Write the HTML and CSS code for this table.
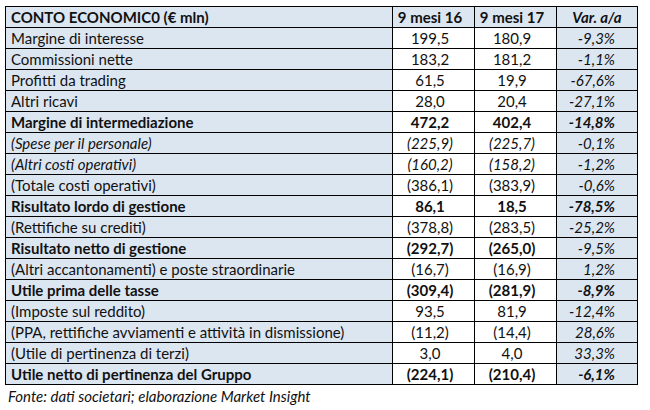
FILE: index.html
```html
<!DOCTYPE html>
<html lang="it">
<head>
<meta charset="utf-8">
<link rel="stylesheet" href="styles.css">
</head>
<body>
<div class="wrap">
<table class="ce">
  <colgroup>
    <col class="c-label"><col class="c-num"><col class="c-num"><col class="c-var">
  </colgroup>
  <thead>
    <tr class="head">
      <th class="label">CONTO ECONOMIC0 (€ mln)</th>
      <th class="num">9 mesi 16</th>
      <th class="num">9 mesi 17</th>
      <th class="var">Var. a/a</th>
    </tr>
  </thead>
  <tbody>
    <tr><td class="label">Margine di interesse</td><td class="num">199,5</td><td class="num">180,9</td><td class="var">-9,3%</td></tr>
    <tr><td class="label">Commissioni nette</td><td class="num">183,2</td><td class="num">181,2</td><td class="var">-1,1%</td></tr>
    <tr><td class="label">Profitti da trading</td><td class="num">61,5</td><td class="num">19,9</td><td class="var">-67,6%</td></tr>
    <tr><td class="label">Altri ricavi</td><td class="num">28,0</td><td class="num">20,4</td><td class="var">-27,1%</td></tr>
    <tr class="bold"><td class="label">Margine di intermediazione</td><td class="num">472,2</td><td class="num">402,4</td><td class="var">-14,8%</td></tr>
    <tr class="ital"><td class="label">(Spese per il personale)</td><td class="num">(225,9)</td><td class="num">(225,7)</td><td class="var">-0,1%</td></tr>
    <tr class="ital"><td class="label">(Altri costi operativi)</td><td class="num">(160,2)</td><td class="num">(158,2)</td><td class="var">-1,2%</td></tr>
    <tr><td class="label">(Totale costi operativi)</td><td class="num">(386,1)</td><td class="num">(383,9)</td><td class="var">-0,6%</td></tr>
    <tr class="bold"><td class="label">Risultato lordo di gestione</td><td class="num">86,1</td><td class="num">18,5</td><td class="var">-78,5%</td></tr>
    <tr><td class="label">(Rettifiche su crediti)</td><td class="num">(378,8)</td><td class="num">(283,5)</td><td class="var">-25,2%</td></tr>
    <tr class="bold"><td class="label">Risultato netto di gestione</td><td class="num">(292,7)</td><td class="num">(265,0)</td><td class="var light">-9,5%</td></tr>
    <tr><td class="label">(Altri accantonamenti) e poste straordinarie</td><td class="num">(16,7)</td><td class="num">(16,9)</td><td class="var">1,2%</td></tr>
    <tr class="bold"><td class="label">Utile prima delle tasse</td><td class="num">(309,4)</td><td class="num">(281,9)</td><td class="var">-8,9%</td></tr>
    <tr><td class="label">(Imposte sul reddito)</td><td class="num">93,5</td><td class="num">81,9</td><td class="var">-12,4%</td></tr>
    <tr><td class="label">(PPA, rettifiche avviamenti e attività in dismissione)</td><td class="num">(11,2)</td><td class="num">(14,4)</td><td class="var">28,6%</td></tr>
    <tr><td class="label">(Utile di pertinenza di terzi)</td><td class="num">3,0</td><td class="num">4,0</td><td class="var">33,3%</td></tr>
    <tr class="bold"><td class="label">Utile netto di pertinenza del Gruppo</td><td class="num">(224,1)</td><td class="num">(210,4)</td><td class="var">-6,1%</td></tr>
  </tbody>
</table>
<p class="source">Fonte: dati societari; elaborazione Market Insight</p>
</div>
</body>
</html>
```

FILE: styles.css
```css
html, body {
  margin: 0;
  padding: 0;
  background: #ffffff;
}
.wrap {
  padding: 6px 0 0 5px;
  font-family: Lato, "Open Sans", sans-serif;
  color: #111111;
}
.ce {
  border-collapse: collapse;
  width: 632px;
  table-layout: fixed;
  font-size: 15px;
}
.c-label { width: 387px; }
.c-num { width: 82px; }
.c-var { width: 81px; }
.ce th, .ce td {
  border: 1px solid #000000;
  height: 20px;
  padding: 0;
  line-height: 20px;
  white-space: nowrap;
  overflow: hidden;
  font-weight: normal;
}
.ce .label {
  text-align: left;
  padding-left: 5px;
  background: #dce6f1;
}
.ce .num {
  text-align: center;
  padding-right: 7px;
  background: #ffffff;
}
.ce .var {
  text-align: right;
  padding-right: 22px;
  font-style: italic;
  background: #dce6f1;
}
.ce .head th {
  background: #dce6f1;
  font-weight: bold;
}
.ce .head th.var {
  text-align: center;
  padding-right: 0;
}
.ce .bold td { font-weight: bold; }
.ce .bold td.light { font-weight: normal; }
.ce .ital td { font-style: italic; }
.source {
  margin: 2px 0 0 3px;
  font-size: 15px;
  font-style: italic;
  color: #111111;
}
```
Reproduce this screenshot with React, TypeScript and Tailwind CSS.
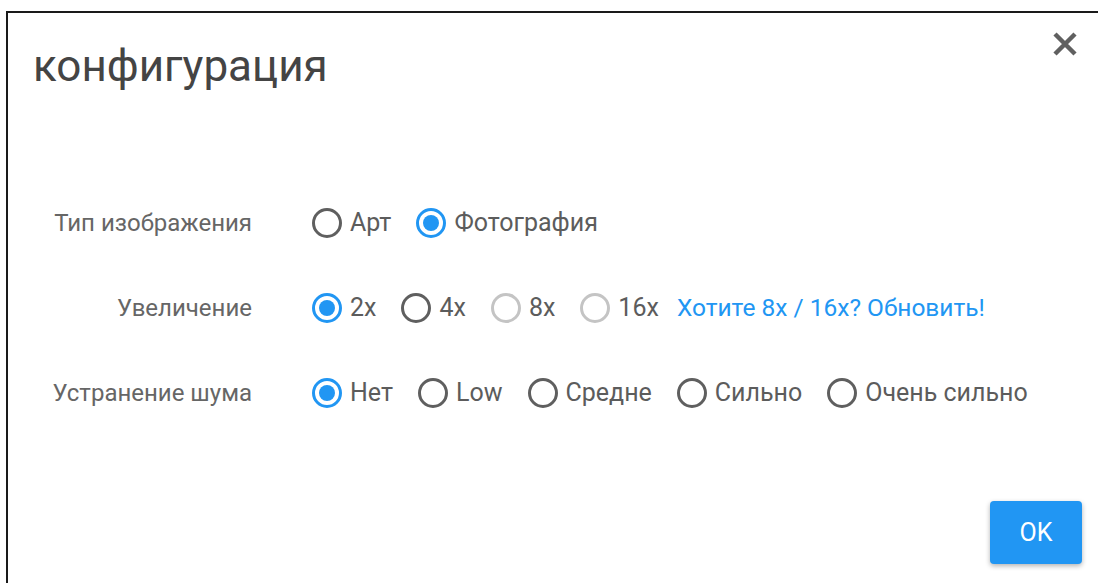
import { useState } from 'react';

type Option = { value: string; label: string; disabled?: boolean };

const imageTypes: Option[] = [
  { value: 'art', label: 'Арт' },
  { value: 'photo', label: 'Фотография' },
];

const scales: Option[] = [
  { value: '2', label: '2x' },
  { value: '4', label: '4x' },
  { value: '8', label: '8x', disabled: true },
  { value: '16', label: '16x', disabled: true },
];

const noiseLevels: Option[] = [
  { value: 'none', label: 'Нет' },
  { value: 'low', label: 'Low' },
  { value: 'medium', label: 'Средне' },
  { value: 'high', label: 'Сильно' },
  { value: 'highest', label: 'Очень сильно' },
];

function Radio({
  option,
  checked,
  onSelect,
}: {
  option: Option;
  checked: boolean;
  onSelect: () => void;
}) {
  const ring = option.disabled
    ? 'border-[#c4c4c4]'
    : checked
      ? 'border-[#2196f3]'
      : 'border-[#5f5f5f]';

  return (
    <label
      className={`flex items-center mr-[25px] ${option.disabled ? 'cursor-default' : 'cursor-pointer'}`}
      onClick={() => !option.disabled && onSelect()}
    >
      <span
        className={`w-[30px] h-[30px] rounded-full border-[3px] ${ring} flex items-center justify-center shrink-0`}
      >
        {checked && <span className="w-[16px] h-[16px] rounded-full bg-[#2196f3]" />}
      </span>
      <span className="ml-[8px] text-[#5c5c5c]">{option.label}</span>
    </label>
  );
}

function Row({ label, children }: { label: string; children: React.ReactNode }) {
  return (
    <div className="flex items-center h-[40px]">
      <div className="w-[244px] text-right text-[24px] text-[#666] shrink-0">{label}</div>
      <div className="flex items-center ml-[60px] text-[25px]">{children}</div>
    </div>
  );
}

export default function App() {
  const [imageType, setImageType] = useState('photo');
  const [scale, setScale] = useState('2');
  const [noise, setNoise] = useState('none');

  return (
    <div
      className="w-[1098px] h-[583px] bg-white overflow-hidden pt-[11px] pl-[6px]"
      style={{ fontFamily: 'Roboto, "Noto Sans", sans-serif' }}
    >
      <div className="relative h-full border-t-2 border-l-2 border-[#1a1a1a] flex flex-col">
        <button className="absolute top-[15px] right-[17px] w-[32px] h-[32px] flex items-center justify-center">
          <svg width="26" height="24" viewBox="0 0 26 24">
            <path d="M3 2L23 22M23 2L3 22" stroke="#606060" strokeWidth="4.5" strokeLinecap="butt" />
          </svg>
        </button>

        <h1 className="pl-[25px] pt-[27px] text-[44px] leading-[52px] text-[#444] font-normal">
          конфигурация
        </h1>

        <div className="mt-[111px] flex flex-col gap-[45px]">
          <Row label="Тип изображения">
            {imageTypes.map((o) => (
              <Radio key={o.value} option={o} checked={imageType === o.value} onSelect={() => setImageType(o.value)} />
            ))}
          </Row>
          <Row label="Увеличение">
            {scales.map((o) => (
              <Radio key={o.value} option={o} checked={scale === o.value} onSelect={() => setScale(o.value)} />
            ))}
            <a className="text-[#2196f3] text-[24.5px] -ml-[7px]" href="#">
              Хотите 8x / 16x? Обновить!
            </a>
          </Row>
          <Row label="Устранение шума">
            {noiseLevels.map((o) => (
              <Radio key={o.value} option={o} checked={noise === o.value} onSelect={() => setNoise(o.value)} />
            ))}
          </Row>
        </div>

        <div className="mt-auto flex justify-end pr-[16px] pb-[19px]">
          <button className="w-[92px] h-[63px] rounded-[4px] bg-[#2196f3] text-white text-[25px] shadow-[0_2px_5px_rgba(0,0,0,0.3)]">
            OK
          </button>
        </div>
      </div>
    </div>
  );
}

+ + +

EXERCISE TASK => Using the listing above, list every line in which the string "table" occurs.

WRITTEN SOLUTION =>
Write the HTML and CSS code for this table.
<table class="ce">
</table>
  table-layout: fixed;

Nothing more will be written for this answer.